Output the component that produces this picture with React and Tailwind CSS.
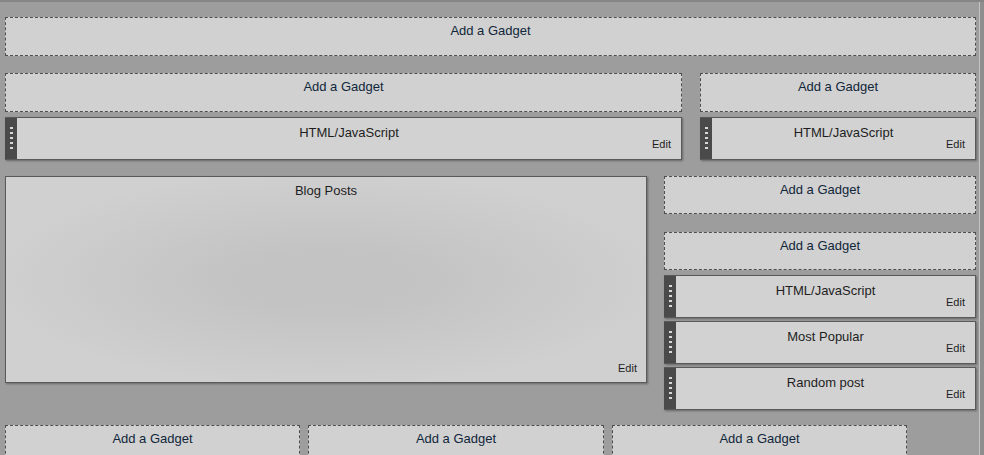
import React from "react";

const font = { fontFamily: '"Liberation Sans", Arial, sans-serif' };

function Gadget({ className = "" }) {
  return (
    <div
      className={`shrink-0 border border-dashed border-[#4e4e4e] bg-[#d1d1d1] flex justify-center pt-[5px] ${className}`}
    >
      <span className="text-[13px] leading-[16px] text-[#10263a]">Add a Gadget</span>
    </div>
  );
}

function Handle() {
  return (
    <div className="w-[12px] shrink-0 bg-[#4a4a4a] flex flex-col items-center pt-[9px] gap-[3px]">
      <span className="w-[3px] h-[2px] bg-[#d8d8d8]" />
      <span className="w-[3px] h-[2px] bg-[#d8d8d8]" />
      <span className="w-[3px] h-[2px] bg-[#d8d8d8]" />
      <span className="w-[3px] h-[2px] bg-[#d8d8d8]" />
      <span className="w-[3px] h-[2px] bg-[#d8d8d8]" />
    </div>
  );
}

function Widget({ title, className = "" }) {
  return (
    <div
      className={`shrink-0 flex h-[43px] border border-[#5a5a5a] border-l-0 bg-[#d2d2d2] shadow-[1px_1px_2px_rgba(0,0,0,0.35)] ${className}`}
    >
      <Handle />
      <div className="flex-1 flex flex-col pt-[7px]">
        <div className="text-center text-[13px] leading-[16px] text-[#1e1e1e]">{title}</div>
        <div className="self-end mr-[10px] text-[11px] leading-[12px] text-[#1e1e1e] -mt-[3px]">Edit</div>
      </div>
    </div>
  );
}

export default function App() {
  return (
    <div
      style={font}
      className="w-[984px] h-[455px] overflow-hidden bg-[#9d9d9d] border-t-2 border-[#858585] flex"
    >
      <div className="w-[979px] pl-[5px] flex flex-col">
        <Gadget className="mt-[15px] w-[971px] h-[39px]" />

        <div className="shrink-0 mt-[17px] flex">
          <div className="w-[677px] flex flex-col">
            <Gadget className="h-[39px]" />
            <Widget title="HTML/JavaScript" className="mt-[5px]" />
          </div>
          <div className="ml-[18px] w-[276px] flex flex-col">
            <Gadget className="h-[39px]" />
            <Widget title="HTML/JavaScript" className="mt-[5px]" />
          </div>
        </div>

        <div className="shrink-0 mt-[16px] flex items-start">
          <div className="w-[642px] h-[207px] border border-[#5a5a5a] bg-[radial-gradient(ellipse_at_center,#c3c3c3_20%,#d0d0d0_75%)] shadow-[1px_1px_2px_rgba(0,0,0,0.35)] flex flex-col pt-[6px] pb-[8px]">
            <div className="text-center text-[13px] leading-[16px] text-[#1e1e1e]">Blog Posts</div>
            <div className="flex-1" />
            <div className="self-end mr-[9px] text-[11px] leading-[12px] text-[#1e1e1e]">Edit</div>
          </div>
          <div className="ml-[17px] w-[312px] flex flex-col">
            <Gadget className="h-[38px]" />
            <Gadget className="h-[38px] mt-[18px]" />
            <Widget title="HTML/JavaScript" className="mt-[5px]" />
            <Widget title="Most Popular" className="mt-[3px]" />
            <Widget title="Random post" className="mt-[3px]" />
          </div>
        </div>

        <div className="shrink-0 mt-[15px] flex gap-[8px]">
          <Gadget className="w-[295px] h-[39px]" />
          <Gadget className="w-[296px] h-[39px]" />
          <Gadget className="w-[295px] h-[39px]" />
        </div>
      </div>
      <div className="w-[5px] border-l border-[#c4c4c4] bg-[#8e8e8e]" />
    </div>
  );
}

------------------------------------------------------------------------

Written task: Determine the number of lines in the listing that contain the string "React". Write that number and nothing else.

Final result: 2